Several neural architecture search papers have been published such as Learning Transferable Architectures for Scalable Image Recognition, Efficient Neural Architecture Search (ENAS), and Regularized Evolution for Image Classifier Architecture Search just to mention a few.
Transfer learning, as the name suggests, is a technique where one uses pre-trained models to transfer what its learned when applying the model to a new but similar dataset. This enables us to obtain high accuracies while using less computation time and power. Neural architecture search is good for problems that require the discovering of new architectures, while transfer learning works best for problems where the datasets are similar to the ones used in pre-training models.
Let’s now look at some of the available automated machine learning solutions.
According to the official site:
It can be installed using a simple pip command:
Auto-Keras is still undergoing final testing before its final release. The official site warns that they will not be held liable for any loss incurred as a result of using the libraries on the site. This package is based on the Keras deep learning package.
In Ubuntu, a C++11 building environment and SWIG are required:
Installation via Anaconda is as follows:
It isn’t possible to run Auto-Sklearn on Windows. However, one can try some hacks such as a docker image or running via a virtual machine.

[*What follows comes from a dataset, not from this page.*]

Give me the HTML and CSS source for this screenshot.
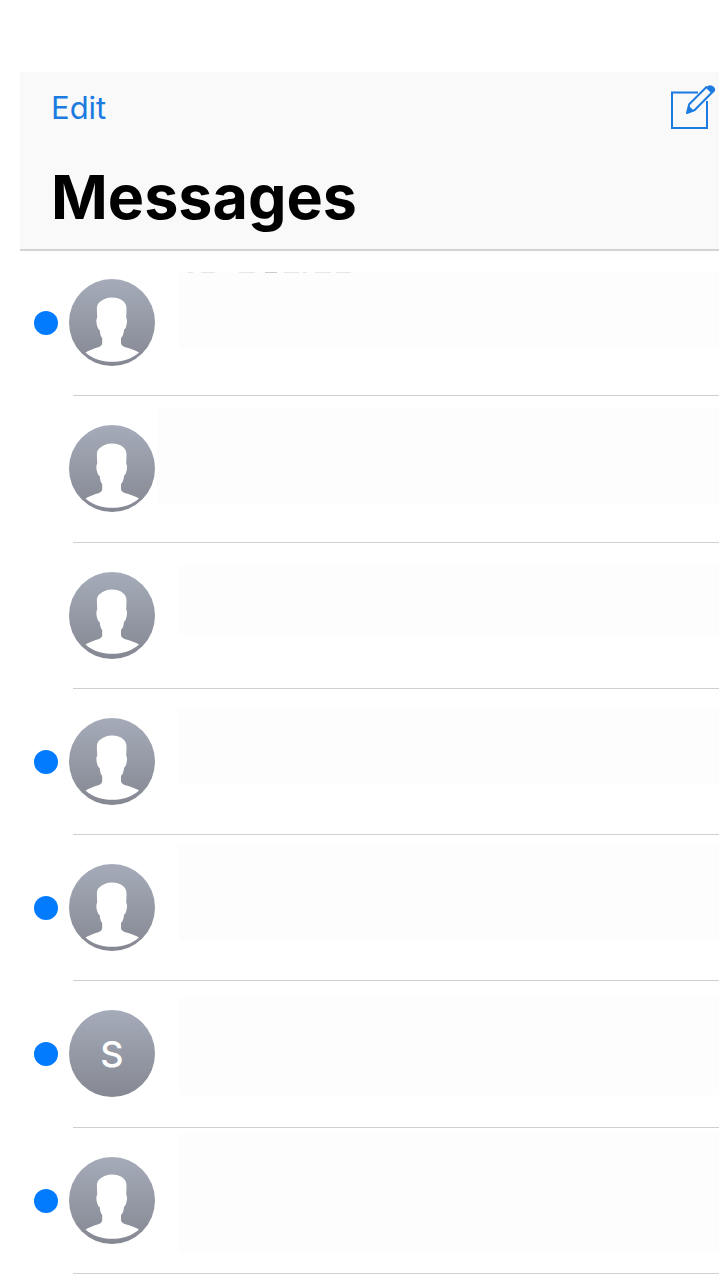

The Tree-Based Pipeline Optimization Tool (TPOT)
According to its official site:
This software is open source and is available on GitHub.
Its official site states that:
Google’s AutoML solution is not open source. Its pricing can be viewed here.
H2O is an open source distributed in-memory machine learning platform. It is available in both R and Python. This package provides support for statistical & machine learning algorithms.
Applying AutoML to Real-World Problems
Now let’s see how we’d use Auto-Keras and Auto-Sklearn to solve a real problem.
I would highly recommend running the following example on Google Colab unless we’re using a machine with high computational power. It’s also important to ensure that we’re using the GPU runtime on our Google Colab. The first step here is to install Auto-Keras on our Colab runtime.
!pip install autokeras
We’re going to run image classification on the MNIST dataset. The first step is to import that dataset and the image classifier. The dataset is imported from Keras, whereas the image classifier is imported from Auto-Keras. Since we are building a model that will recognize handwritten digits based on pre-trained models, we classify this as a supervised learning problem. We then test the accuracy of the model on images of digits that it hasn’t encountered.
from keras.datasets import mnist
from autokeras.image.image_supervised import ImageClassifier
In this example, the images and labels have already been formatted to numpy arrays, which is required in machine learning. The next step is to separate the data we just loaded into a training set and test set as shown below.
(x_train, y_train), (x_test, y_test) = mnist.load_data()
x_train = x_train.reshape(x_train.shape + (1,))
x_test = x_test.reshape(x_test.shape + (1,))
Once the data has been separated into a training set and a test set, the next step is to fit the image classifier.
- Specifying Verbose as True means that the search process will be printed on the screen for us to see.
- In the fit method, time_limit refers to the time limit for the search in seconds.
- final_fit is the last training that occurs after the model has found the best architecture. Specifying retrain as true means that the weights of the model will be reinitialized.
- Printing y will show us the accuracy after evaluating the model on the test set.
clf = ImageClassifier(verbose=True)
clf.fit(x_train, y_train, time_limit=12 * 60 * 60)
clf.final_fit(x_train, y_train, x_test, y_test, retrain=True)
y = clf.evaluate(x_test, y_test)
This is all we need to classify images using Auto-Keras. Very few lines of code, and Auto-Keras will do all the heavy lifting for us.
Implementation on Auto-Sklearn is very similar to the Auto-Keras implementation above. We’ll run a similar classification using the digits dataset. First, we need to get a few imports out of the way:
- autosklearn.classification that we’ll use to load the classifier later
- sklearn.model_selection for model selection
- sklearn.datasets for loading in the dataset
- import sklearn.metrics for measuring model performance
As usual, we load in the dataset and split it into a training and test set. We then import the AutoSklearnClassifier from autosklearn.classification. Once this is done we fit the classifier to our dataset, make predictions and check the accuracy. That’s all you need to do.
X, y = sklearn.datasets.load_digits(return_X_y=True)
X_train, X_test, y_train, y_test = sklearn.model_selection.train_test_split(X, y, random_state=1)
automl = autosklearn.classification.AutoSklearnClassifier()
y_hat = automl.predict(X_test)
print("Score of Accuracy", sklearn.metrics.accuracy_score(y_test, y_hat))
Automated machine learning packages are still under active development. We expect to see more advancements in that arena in 2019. One can keep tabs on the progress of these packages by following the official documentation sites. One can also contribute to these packages by making a pull request on GitHub. More information and examples about Auto-Keras and Auto-Sklearn can be found on their official site.